These tests gave researchers four objective measures of pigmentation to compare with their DNA blueprint analyses. Scientists then used a statistical model developed by Robert Valenzuela, a fourth-year genetics graduate student, to ascertain the three best SNPs to explain each pigmentation variation.
The resulting analyses enabled forensic scientists to determine hair, eye and skin color through a DNA sample. With DNA blueprinting, analysts found they can learn a person's hair color with 70-percent certainty. Examining three separate nucleotides can also pinpoint the ratio of brown-black to yellow-red in a person's hair with 43-percent certainty. Researchers also found analysis could explain skin color variations with 50-percent certainty, and that eye color could be predicted with 76-percent certainty.
"The bottom line from these studies is that when we look at a relatively small number of single-nucleotide changes, for each of these traits, we can make a fairly accurate prediction as to what a person looks like," Brilliant explains.
Putting DNA blueprinting to use
DNA found at a crime scene will first be analyzed and put into CODIS to see if there is a match. This analysis looks at 13 changes in DNA for identification purposes but does not examine SNPs. To learn a person's physical characteristics, technicians would have to perform a second analysis using DNA blueprinting.
"This does not in any way replace the CODIS system, which is very important in determining whether a DNA sample came from a specific individual," Brilliant says. "It wouldn't be used to convict an offender. Rather it would be probative evidence, in other words a lead that would help officers hone in on a suspect."
What does this mean to law enforcement? Plenty, says William Watson, chairman of the Association of Forensic DNA Analysis and Administrators.
With nothing more than a DNA sample, investigators can paint a picture of a person's physical characteristics. "Like all genetic markers we've developed so far, this will turn out to be forensically significant," Watson says, "It will be useful as long as it's used with the understanding that investigators should not limit their suspect pool to only those people fitting those characteristics."
Watson, a fellow with the American Academy of Forensic Science, cautions investigators to remember that genetics are only half of the equation with environmental factors making up the other half. He also reminds that eye, skin and hair color are all things that can be altered. Suspects can change their eye color by wearing colored contacts; alter their skin color through bleaching, dyeing or even tanning; and change hair color by dyeing it.
Rande Matteson, associate professor of criminal justice at Florida's St. Leo University and veteran law enforcement officer of 32 years, calls the current research promising, but questions whether it will be applied. "From a law enforcement perspective, we don't use the tools we currently have," says the retired FBI Academy instructor and crime scene technician. "If someone could figure out how to take all this wonderful information and use it in a way that catches bad guys, my hat's off to them."

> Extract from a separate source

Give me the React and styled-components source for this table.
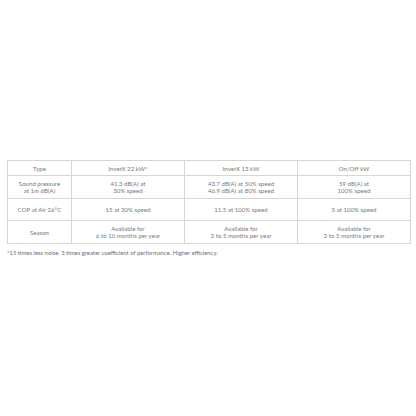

Watson agrees, stating this technique may be limited, proving useful when police lack eyewitnesses or leads from state, local or national databases. "If you've got nothing but some genetic evidence, this method may be employed," he says. "If you've got other information, you may want to focus on more traditional investigative tools first."
The current DNA backlog presents another major concern. Through data collected from a large, representative sampling of law enforcement agencies in the United States, a National Institute of Justice-funded study in 2003 revealed:
- The number of unanalyzed DNA cases reported by state and local crime laboratories is more than 57,000.
- Total crime cases with possible biological evidence, either still in the possession of local law enforcement or backlogged at forensic laboratories, is more than 500,000.